Time and Again, Broker Sold Off Customer’s Entire Portfolio, Only to Buy It Back a Short Time Later

April 22, 2020

[Photograph:  Yogi Berra / WorkdOfPie.com]

 

by Howard Haykin

 

 

A broker repeatedly sold all, or substantially all, of an elderly customer’s holdings in a large, dividend-issuing, blue-chip stock, only to repurchase that same stock in the customer’s account a short time later. Unsuitable trading. Nothing done by the firm to tamp down this abuse.

 

 

On 11 separate occasions, from June 2010 through August 2015, a broker with K.C. Ward Financial (a now-defunct broker-dealer) executed these unsuitable "revolving door" transactions in the account of a senior customer. The blue-chip stock that was sold and bought was the customer’s primary retirement asset, while this customer's account served as the primary source for most of the broker's commissions. On each such round-trip transaction, the broker charged 6% in mark-ups and mark-downs.

 

For example, on October 31, 2012, the broker sold 5,000 shares of the blue-chip stock in his customer's account at prices ranging from $103 to $103.15 per share.
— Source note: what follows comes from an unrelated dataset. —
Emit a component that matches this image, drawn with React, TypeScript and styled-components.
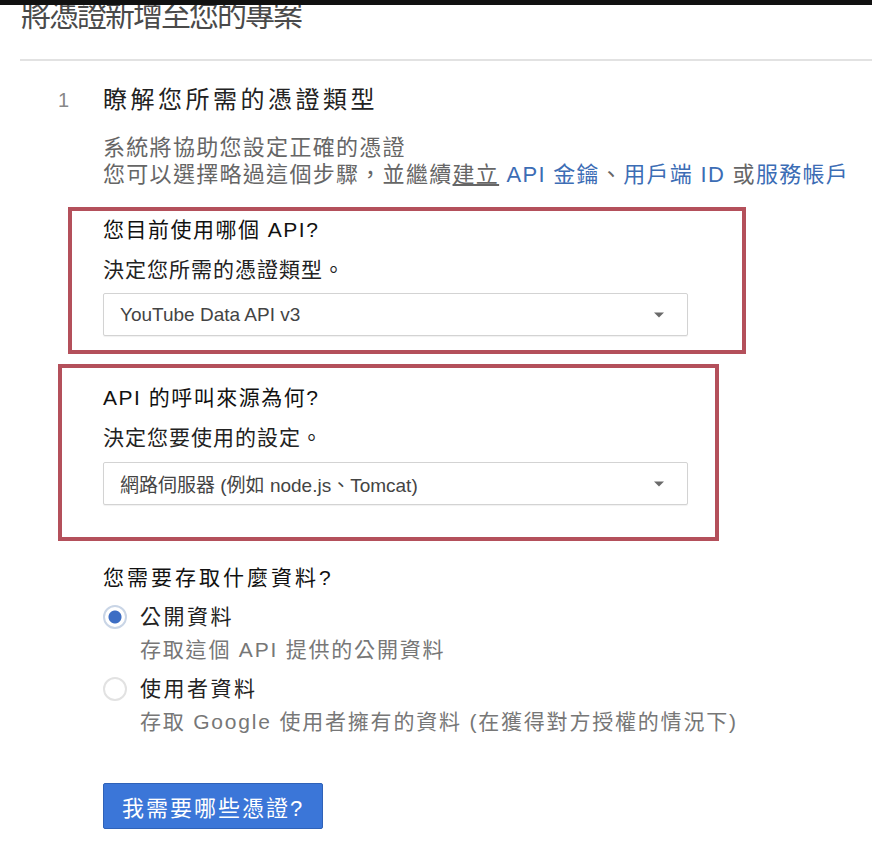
import styled, { createGlobalStyle } from "styled-components";

const GlobalStyle = createGlobalStyle`
    html, body {
        margin: 0;
        padding: 0;
        background: #ffffff;
    }
    body {
        font-family: "Liberation Sans", "Noto Sans CJK TC", sans-serif;
        color: #222;
    }
`;

const fieldGroups = [
    {
        id: "api",
        label: "您目前使用哪個 API?",
        hint: "決定您所需的憑證類型。",
        value: "YouTube Data API v3",
    },
    {
        id: "source",
        label: "API 的呼叫來源為何?",
        hint: "決定您要使用的設定。",
        value: "網路伺服器 (例如 node.js、Tomcat)",
    },
];

const dataOptions = [
    { id: "public", title: "公開資料", text: "存取這個 API 提供的公開資料", checked: true },
    { id: "user", title: "使用者資料", text: "存取 Google 使用者擁有的資料 (在獲得對方授權的情況下)", checked: false },
];

function Dropdown({ value }: { value: string }) {
    return (
        <SelectBox>
            <SelectText>{value}</SelectText>
            <svg width="12" height="8" viewBox="0 0 12 8">
                <path d="M1 1.5h10L6 6.5z" fill="#6a6a6a" />
            </svg>
        </SelectBox>
    );
}

export default function App() {
    return (
        <>
            <GlobalStyle />
            <TopBar />
            <Header>
                <PageTitle>將憑證新增至您的專案</PageTitle>
            </Header>
            <Divider />
            <Step>
                <StepNumber>1</StepNumber>
                <StepBody>
                    <StepTitle>瞭解您所需的憑證類型</StepTitle>
                    <Description>
                        系統將協助您設定正確的憑證
                        <br />
                        您可以選擇略過這個步驟，並繼續<Underlined>建立</Underlined> <Link>API 金鑰</Link>、<Link>用戶端 ID</Link> 或<Link>服務帳戶</Link>
                    </Description>

                    <Highlight $offset={35} $width={678} $top={5} $bottom={14}>
                        <FieldLabel>{fieldGroups[0].label}</FieldLabel>
                        <FieldHint>{fieldGroups[0].hint}</FieldHint>
                        <Dropdown value={fieldGroups[0].value} />
                    </Highlight>

                    <Highlight $offset={45} $width={661} $top={16} $bottom={32} $gap={10}>
                        <FieldLabel>{fieldGroups[1].label}</FieldLabel>
                        <FieldHint>{fieldGroups[1].hint}</FieldHint>
                        <Dropdown value={fieldGroups[1].value} />
                    </Highlight>

                    <Question>您需要存取什麼資料?</Question>
                    <RadioList>
                        {dataOptions.map(opt => (
                            <RadioRow key={opt.id}>
                                <RadioInput type="radio" name="data" checked={opt.checked} readOnly />
                                <div>
                                    <RadioTitle>{opt.title}</RadioTitle>
                                    <RadioText>{opt.text}</RadioText>
                                </div>
                            </RadioRow>
                        ))}
                    </RadioList>

                    <PrimaryButton>我需要哪些憑證?</PrimaryButton>
                </StepBody>
            </Step>
        </>
    );
}

const TopBar = styled.div`
    height: 5px;
    background: #111;
`;

const Header = styled.header`
    height: 54px;
    overflow: hidden;
    padding-left: 21px;
`;

const PageTitle = styled.h1`
    margin: -4px 0 0 0;
    font-size: 30px;
    line-height: 30px;
    font-weight: normal;
    color: #4a4a4a;
    letter-spacing: -2px;
`;

const Divider = styled.hr`
    margin: 0 0 0 20px;
    border: 0;
    border-top: 2px solid #e2e2e2;
`;

const Step = styled.section`
    display: flex;
    padding-left: 58px;
    margin-top: 23px;
`;

const StepNumber = styled.div`
    width: 45px;
    font-size: 20px;
    line-height: 32px;
    color: #888;
`;

const StepBody = styled.div`
    display: flex;
    flex-direction: column;
    align-items: flex-start;
`;

const StepTitle = styled.h2`
    margin: 0;
    font-size: 24px;
    line-height: 32px;
    font-weight: normal;
    color: #222;
    letter-spacing: 3.5px;
`;

const Description = styled.p`
    margin: 18px 0 0 0;
    font-size: 22px;
    line-height: 27px;
    color: #666;
    letter-spacing: 1.3px;
    white-space: nowrap;
`;

const Underlined = styled.span`
    text-decoration: underline;
`;

const Link = styled.span`
    color: #3c6db5;
`;

const Highlight = styled.div<{ $offset: number; $width: number; $top: number; $bottom: number; $gap?: number }>`
    display: flex;
    flex-direction: column;
    align-items: flex-start;
    box-sizing: border-box;
    width: ${p => p.$width}px;
    margin: 19px 0 0 ${p => -p.$offset}px;
    padding: ${p => p.$top}px 0 ${p => p.$bottom}px ${p => p.$offset - 4}px;
    border: 4px solid #b4505b;
    & + & {
        margin-top: 10px;
    }
    & > div:last-child {
        margin-top: ${p => p.$gap ?? 9}px;
    }
`;

const FieldLabel = styled.div`
    font-size: 21px;
    line-height: 28px;
    color: #111;
    letter-spacing: 1.5px;
`;

const FieldHint = styled.div`
    margin-top: 12px;
    font-size: 21px;
    line-height: 28px;
    color: #222;
    letter-spacing: 1px;
`;

const SelectBox = styled.div`
    display: flex;
    align-items: center;
    justify-content: space-between;
    box-sizing: border-box;
    width: 585px;
    height: 43px;
    padding: 0 22px 0 16px;
    border: 1px solid #d3d3d3;
    border-radius: 2px;
    box-shadow: 0 1px 1px rgba(0, 0, 0, 0.06);
    background: #fff;
`;

const SelectText = styled.span`
    font-size: 19px;
    color: #444;
`;

const Question = styled.div`
    margin-top: 23px;
    font-size: 21px;
    line-height: 28px;
    color: #111;
    letter-spacing: 3px;
`;

const RadioList = styled.div`
    display: flex;
    flex-direction: column;
    gap: 12px;
    margin-top: 11px;
`;

const RadioRow = styled.label`
    display: flex;
    align-items: flex-start;
    gap: 13px;
`;

const RadioInput = styled.input`
    appearance: none;
    width: 24px;
    height: 24px;
    margin: 2px 0 0 0;
    border-radius: 50%;
    border: 2px solid #e2e2e2;
    background: #fff;
    box-sizing: border-box;
    &:checked {
        border-color: #c9d5e6;
        background: radial-gradient(circle, #3d6ec4 0 6px, #fff 7px);
    }
`;

const RadioTitle = styled.div`
    font-size: 21px;
    line-height: 28px;
    color: #222;
    letter-spacing: 2.5px;
`;

const RadioText = styled.div`
    margin-top: 6px;
    font-size: 21px;
    line-height: 26px;
    color: #777;
    letter-spacing: 1.8px;
    white-space: nowrap;
`;

const PrimaryButton = styled.button`
    margin-top: 48px;
    height: 46px;
    padding: 0 18px;
    border: 1px solid #2f62b8;
    border-radius: 2px;
    background: #3b76d8;
    color: #fff;
    font-family: inherit;
    font-size: 22px;
    letter-spacing: 2px;
`;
Within 2 months, the broker repurchased the 5,000 shares in the customer's account at prices ranging from $106.87 to $111.91 per share. These out-and-in trades cost the customer nearly $50,000 in transaction fees and trading losses.

 

Over the 5-year period, the 11 “round-trip trades” executed by this broker cost the customer around $575,000 in mark-ups, mark-downs, transaction fees, lost dividends, and trading losses. And it’s likely that the customer never recovered a penny of her losses. K.C. Ward Financial closed down its business in February 2018.

 

 

PROTECTING ONE’S INVESTMENTS.    The elder customer in this case was clearly 'in over her head' when it came to investments. And because she didn't have a trusted friend, family member or independent financial watchdog to monitor her financial affairs, her brokerage account was primed for abuse. According to FINRA, this story may have had a happier ending, had the CEO and supervisory principals at K.C. Ward Financial done their jobs and investigated the unsuitable trades as they were flagged throughout the 5-year period.

 

As Financialish.com has said time and again, there’s no substitute for hands-on monitoring of accounts – by customers or their designated adviser(s). The time is now.